4. We are concerned principally with what we want the equipment to do not what it actually is. Say we need a hand held, portable writing instrument, capable of producing erasable text and lines in the width range 0.2 to 0.5 mm. Both a wooden and a mechanical (propelling) pencil broadly satisfy this simple description. The specification of what we need is independent of the method used to achieve it. By identifying what we actually want means we focus our maintenance on what matters and identify any gaps in the required performance and that which a system is capable of.

RCM builds on these simple ideas to determine applicable and effective maintenance for each failure. The mechanics of the RCM process itself are well described by other authors.

How does the RCM process fit into the Preventive Maintenance cycle?

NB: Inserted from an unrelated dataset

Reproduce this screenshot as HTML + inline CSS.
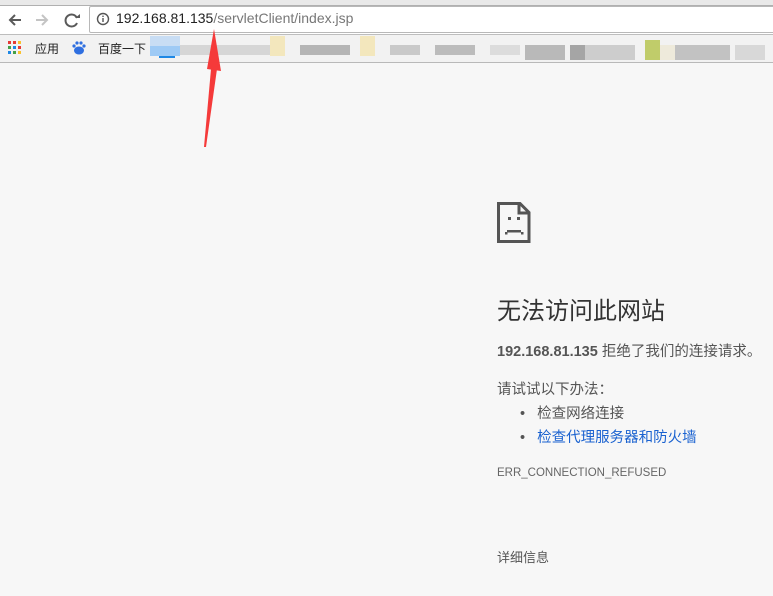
<!DOCTYPE html>
<html><head><meta charset="utf-8"><style>
*{margin:0;padding:0;box-sizing:border-box}
body{width:773px;height:596px;overflow:hidden;background:#f7f7f7;font-family:"Liberation Sans","Noto Sans CJK SC",sans-serif;position:relative;color:#333}
.a{position:absolute}
</style></head><body>
<div class="a" style="left:0;top:0;width:773px;height:6px;background:#e9e9e9;border-bottom:1px solid #b0b0b0"></div>
<div class="a" style="left:0;top:6px;width:773px;height:28px;background:#fff"></div>
<div class="a" style="left:0;top:34px;width:773px;height:29px;background:#f2f2f2;border-top:1px solid #bdbdbd;border-bottom:1px solid #b9b9b9"></div>
<svg class="a" style="left:0;top:8px" width="90" height="24" viewBox="0 0 90 24">
<path d="M21 12H10M15 7l-5 5 5 5" stroke="#5a5a5a" stroke-width="2" fill="none"/>
<path d="M36 12h11M42 7l5 5-5 5" stroke="#c4c4c4" stroke-width="2" fill="none"/>
<path d="M77 10a6 6 0 1 0 0 5" stroke="#5a5a5a" stroke-width="2" fill="none"/><path d="M74 8h5v-4z" fill="#5a5a5a" transform="translate(1,2)"/>
</svg>
<div class="a" style="left:89px;top:6px;width:690px;height:27px;border:1px solid #b8b8b8;border-radius:2px;background:#fff"></div>
<svg class="a" style="left:96px;top:12px" width="14" height="14"><circle cx="7" cy="7" r="5.5" stroke="#555" stroke-width="1.4" fill="none"/><rect x="6.3" y="6" width="1.4" height="4" fill="#555"/><rect x="6.3" y="3.6" width="1.4" height="1.4" fill="#555"/></svg>
<div class="a" style="left:116px;top:10px;font-size:14px;color:#222;white-space:nowrap">192.168.81.135<span style="color:#777">/servletClient/index.jsp</span></div>
<svg class="a" style="left:8px;top:41px" width="14" height="14"><g>
<rect x="0" y="0" width="3" height="3" fill="#e53935"/><rect x="5" y="0" width="3" height="3" fill="#e53935"/><rect x="10" y="0" width="3" height="3" fill="#fbc02d"/>
<rect x="0" y="5" width="3" height="3" fill="#43a047"/><rect x="5" y="5" width="3" height="3" fill="#1e88e5"/><rect x="10" y="5" width="3" height="3" fill="#e53935"/>
<rect x="0" y="10" width="3" height="3" fill="#1e88e5"/><rect x="5" y="10" width="3" height="3" fill="#43a047"/><rect x="10" y="10" width="3" height="3" fill="#fbc02d"/></g></svg>
<div class="a" style="left:35px;top:40px;font-size:12px;color:#222">应用</div>
<svg class="a" style="left:72px;top:41px" width="14" height="14"><ellipse cx="7" cy="9.5" rx="5" ry="4" fill="#2f6fe0"/><circle cx="2" cy="5" r="1.6" fill="#2f6fe0"/><circle cx="12" cy="5" r="1.6" fill="#2f6fe0"/><circle cx="5" cy="2" r="1.6" fill="#2f6fe0"/><circle cx="9" cy="2" r="1.6" fill="#2f6fe0"/></svg>
<div class="a" style="left:98px;top:40px;font-size:12px;color:#222">百度一下</div>
<div class="a" style="left:150px;top:36px;width:30px;height:10px;background:#c8ddf4"></div>
<div class="a" style="left:150px;top:46px;width:30px;height:10px;background:#9ecaf5"></div>
<div class="a" style="left:159px;top:56px;width:16px;height:2px;background:#1e88e5"></div>
<div class="a" style="left:180px;top:45px;width:100px;height:10px;background:#d6d6d6"></div>
<div class="a" style="left:270px;top:36px;width:15px;height:20px;background:#f3e7bd"></div>
<div class="a" style="left:300px;top:45px;width:50px;height:10px;background:#b5b5b5"></div>
<div class="a" style="left:360px;top:36px;width:15px;height:20px;background:#f3e7bd"></div>
<div class="a" style="left:390px;top:45px;width:30px;height:10px;background:#c9c9c9"></div>
<div class="a" style="left:435px;top:45px;width:40px;height:10px;background:#bcbcbc"></div>
<div class="a" style="left:490px;top:45px;width:30px;height:10px;background:#dcdcdc"></div>
<div class="a" style="left:525px;top:45px;width:40px;height:15px;background:#b9b9b9"></div>
<div class="a" style="left:570px;top:45px;width:15px;height:15px;background:#a5a5a5"></div>
<div class="a" style="left:585px;top:45px;width:50px;height:15px;background:#cdcdcd"></div>
<div class="a" style="left:645px;top:40px;width:15px;height:20px;background:#c0cc6a"></div>
<div class="a" style="left:660px;top:45px;width:15px;height:15px;background:#eeeadb"></div>
<div class="a" style="left:675px;top:45px;width:55px;height:15px;background:#c2c2c2"></div>
<div class="a" style="left:735px;top:45px;width:30px;height:15px;background:#d8d8d8"></div>
<svg class="a" style="left:190px;top:25px" width="40" height="125"><path d="M21 44L27 44L16 122L14 122Z" fill="#f53a3a"/><path d="M24 4L31 46L17 44Z" fill="#f53a3a"/></svg>
<svg class="a" style="left:497px;top:202px" width="34" height="42"><path d="M1.5 1.5H23L32 10.5V39.5H1.5Z" stroke="#555" stroke-width="3" fill="none"/><path d="M22 1.5V11H32" stroke="#555" stroke-width="3" fill="none"/><rect x="11" y="15" width="3" height="3" fill="#555"/><rect x="20" y="15" width="3" height="3" fill="#555"/><rect x="10" y="28" width="14" height="2.5" fill="#555"/><rect x="8" y="30" width="2.5" height="2.5" fill="#555"/><rect x="24" y="30" width="2.5" height="2.5" fill="#555"/></svg>
<div class="a" style="left:497px;top:291px;font-size:24px;color:#333;white-space:nowrap">无法访问此网站</div>
<div class="a" style="left:497px;top:340px;font-size:14.5px;color:#555;white-space:nowrap"><b>192.168.81.135</b> 拒绝了我们的连接请求。</div>
<div class="a" style="left:497px;top:378px;font-size:14.5px;color:#555;white-space:nowrap">请试试以下办法：</div>
<div class="a" style="left:520px;top:402px;font-size:14.5px;color:#555;white-space:nowrap">•&nbsp;&nbsp;&nbsp;检查网络连接</div>
<div class="a" style="left:520px;top:426px;font-size:14.5px;color:#555;white-space:nowrap">•&nbsp;&nbsp;&nbsp;<span style="color:#1a62d0">检查代理服务器和防火墙</span></div>
<div class="a" style="left:497px;top:467px;font-size:11.5px;color:#666;white-space:nowrap">ERR_CONNECTION_REFUSED</div>
<div class="a" style="left:497px;top:547px;font-size:13px;color:#555;white-space:nowrap">详细信息</div>
</body></html>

The power of RCM is not in doubt. There is more than enough hard evidence from manufacturing, extractive, transport and process industries that prove the techniques value in establishing and improving system maintenance. It is however a sharp tool, and is usually best applied in selected areas rather than broadly across a facility. To achieve worthwhile results it must also be carried out by (or at least with) the actual operators and maintainers of the systems in question. RCM is not a "quick fix" solution, time and effort must be invested on training, raising awareness, execution and implementation.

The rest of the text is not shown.